#### Objective:
Search the listing for "components" and copy every line where it appears.

#####

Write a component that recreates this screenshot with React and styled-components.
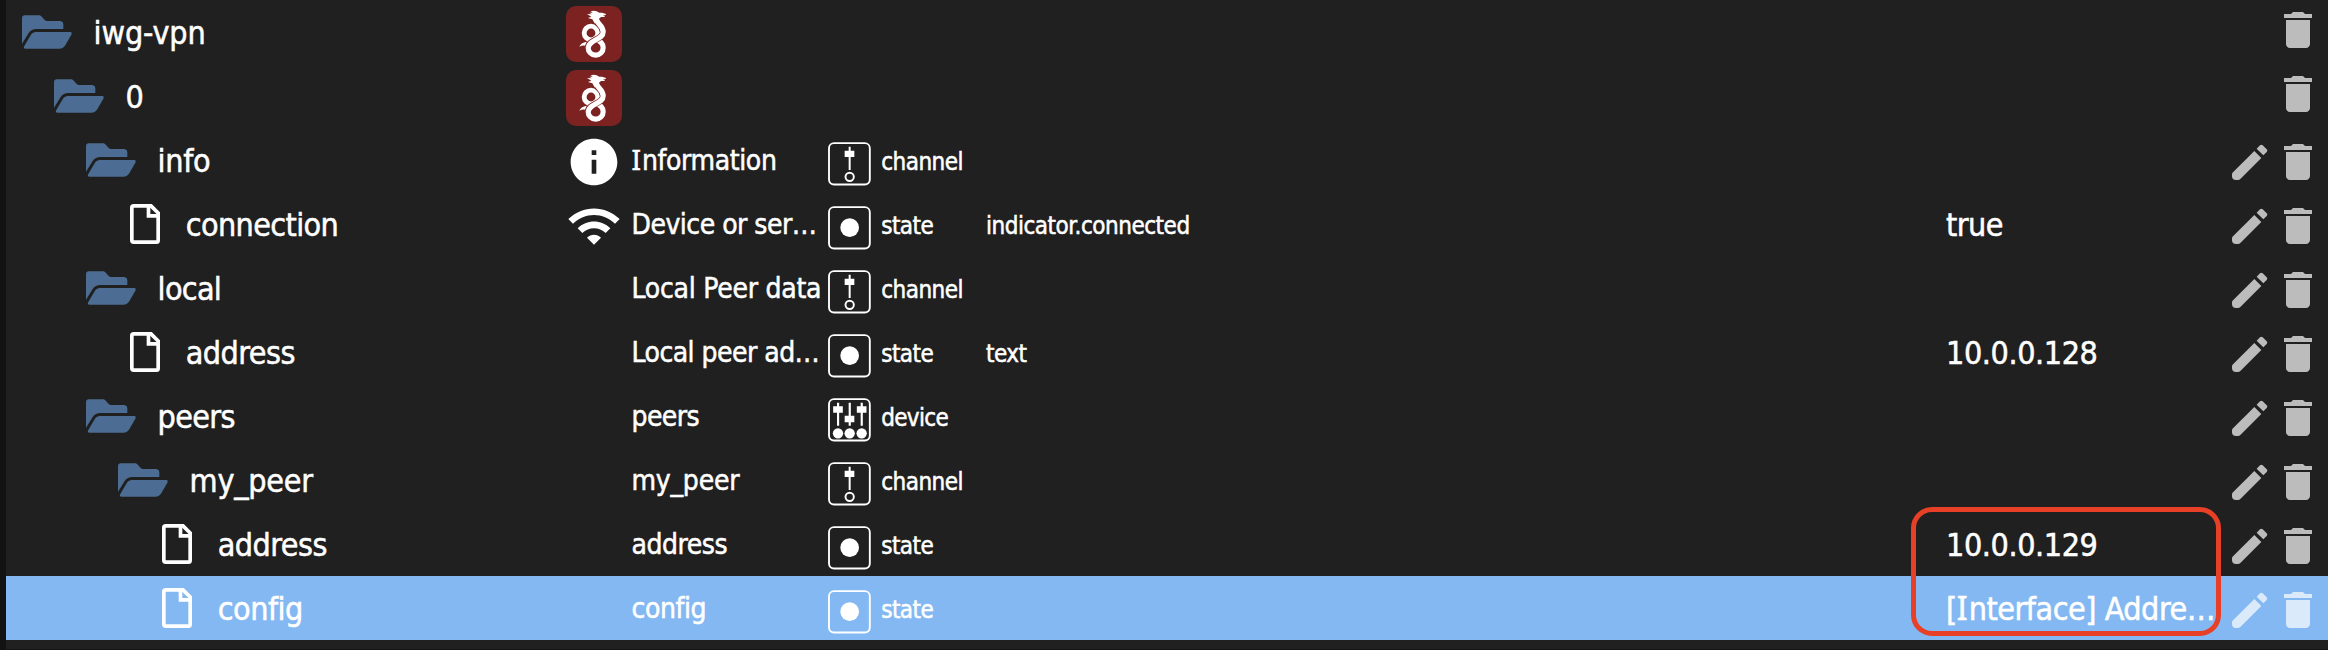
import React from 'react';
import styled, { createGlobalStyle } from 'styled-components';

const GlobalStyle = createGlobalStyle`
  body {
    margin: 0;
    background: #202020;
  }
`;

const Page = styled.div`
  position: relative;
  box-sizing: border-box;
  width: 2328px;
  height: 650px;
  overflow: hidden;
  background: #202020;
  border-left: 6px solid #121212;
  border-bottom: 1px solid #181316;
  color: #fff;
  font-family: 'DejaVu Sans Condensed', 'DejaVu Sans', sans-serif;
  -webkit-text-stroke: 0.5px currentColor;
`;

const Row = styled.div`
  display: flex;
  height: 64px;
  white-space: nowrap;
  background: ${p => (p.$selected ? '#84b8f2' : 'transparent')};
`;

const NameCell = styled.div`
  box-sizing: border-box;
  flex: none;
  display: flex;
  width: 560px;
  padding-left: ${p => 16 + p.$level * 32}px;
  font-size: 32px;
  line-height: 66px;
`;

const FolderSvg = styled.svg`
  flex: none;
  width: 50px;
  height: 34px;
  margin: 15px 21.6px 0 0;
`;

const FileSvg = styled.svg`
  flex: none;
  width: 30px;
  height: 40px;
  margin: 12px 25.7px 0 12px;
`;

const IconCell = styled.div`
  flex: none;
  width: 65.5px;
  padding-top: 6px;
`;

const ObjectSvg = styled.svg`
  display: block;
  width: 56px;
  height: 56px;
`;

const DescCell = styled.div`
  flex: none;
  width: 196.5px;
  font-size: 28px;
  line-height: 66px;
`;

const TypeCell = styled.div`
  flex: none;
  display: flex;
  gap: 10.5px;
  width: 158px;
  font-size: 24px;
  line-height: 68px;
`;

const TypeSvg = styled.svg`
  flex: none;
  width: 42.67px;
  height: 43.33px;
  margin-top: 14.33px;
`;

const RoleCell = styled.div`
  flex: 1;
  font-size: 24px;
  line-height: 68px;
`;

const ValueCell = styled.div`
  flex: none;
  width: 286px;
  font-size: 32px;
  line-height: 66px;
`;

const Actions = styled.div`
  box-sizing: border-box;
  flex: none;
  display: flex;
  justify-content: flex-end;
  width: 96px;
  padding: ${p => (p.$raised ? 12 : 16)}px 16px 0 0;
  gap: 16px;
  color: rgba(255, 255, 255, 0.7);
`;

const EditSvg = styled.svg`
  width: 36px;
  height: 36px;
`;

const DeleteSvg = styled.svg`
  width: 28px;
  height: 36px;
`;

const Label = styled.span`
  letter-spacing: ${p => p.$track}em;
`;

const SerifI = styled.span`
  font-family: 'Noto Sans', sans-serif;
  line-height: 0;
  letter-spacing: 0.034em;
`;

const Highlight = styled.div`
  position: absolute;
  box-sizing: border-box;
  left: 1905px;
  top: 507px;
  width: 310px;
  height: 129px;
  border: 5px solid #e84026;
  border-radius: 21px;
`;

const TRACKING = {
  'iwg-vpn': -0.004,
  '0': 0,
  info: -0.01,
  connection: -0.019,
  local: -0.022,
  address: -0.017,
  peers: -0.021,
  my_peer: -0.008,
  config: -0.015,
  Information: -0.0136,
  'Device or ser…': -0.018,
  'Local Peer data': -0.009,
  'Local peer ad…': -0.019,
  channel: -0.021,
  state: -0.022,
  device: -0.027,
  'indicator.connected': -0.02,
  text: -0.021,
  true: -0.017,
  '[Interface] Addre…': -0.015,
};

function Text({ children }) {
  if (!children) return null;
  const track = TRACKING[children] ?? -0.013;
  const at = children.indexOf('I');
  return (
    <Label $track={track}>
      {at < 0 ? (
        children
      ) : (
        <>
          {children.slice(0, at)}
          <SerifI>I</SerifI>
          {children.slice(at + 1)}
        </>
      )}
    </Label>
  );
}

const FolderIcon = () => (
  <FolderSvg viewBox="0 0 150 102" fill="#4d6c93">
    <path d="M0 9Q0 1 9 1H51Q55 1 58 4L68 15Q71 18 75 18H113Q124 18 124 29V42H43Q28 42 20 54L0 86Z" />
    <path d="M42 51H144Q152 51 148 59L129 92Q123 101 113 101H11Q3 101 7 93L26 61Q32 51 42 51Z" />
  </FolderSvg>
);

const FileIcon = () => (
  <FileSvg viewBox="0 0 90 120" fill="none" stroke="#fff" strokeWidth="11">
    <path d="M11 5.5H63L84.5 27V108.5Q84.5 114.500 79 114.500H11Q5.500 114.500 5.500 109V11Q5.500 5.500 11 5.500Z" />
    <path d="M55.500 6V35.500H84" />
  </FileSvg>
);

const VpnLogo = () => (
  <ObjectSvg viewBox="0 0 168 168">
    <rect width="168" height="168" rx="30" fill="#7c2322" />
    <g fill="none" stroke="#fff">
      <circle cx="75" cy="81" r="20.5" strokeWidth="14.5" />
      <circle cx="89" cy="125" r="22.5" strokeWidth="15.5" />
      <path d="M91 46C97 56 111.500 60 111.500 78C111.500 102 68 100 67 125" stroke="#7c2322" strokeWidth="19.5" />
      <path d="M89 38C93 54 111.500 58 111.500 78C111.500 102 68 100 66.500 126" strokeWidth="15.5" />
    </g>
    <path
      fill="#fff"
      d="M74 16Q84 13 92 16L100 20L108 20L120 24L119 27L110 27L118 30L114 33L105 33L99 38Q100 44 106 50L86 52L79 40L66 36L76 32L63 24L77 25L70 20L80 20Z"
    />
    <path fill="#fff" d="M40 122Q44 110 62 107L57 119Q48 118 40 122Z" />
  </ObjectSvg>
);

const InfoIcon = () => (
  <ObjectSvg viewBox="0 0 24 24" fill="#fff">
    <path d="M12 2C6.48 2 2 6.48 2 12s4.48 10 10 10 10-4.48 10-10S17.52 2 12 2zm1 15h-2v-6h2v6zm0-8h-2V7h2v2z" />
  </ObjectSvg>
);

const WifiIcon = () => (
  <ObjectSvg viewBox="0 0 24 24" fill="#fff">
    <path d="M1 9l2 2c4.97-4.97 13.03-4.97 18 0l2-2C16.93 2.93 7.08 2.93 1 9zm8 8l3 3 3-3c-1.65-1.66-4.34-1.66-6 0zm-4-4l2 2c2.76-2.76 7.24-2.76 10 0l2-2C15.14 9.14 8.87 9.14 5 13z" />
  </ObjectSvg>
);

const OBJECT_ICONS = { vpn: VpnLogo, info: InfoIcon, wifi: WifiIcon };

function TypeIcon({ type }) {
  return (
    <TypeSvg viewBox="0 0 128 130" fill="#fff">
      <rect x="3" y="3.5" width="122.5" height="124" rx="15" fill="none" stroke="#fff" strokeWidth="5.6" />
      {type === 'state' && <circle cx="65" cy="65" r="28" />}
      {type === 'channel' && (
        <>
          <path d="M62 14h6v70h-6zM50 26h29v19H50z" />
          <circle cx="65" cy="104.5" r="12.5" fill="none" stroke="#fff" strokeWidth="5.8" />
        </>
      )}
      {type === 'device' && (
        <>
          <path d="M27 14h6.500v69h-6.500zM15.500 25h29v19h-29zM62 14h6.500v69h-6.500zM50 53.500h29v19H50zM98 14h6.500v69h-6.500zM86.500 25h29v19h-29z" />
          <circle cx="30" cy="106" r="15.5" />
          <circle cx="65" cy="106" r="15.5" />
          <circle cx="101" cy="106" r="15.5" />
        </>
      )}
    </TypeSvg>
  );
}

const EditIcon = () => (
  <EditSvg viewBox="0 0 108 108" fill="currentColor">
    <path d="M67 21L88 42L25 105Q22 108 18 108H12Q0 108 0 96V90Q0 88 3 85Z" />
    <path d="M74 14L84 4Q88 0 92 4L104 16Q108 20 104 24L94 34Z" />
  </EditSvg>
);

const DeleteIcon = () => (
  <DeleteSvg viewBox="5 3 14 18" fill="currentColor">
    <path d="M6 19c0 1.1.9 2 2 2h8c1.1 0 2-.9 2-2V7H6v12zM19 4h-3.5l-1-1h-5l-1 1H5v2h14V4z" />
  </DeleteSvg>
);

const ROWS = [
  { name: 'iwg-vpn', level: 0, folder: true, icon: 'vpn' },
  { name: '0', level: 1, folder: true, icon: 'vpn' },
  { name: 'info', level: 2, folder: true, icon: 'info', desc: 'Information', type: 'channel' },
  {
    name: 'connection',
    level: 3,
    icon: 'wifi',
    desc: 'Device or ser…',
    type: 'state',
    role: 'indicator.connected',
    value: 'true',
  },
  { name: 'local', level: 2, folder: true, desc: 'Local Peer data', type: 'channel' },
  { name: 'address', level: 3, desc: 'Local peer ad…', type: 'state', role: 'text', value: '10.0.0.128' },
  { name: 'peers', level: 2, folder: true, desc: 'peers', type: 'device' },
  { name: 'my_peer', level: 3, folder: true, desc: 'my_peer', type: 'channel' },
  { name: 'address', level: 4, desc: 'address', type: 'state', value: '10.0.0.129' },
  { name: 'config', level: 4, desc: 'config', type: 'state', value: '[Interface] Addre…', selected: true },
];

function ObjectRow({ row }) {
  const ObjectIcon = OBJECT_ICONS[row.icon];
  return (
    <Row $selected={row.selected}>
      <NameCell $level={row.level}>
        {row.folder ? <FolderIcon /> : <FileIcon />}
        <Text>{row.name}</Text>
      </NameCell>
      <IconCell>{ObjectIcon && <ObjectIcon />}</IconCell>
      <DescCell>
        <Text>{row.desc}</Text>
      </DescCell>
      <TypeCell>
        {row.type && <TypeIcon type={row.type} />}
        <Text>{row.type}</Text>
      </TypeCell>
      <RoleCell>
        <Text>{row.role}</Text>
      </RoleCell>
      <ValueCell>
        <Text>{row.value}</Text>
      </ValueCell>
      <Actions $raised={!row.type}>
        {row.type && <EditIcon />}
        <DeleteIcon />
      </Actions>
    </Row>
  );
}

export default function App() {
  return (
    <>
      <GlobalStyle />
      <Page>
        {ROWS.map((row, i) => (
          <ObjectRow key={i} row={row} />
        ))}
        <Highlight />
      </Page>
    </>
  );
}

#####

#### Result:
Write a component that recreates this screenshot with React and styled-components.
import styled, { createGlobalStyle } from 'styled-components';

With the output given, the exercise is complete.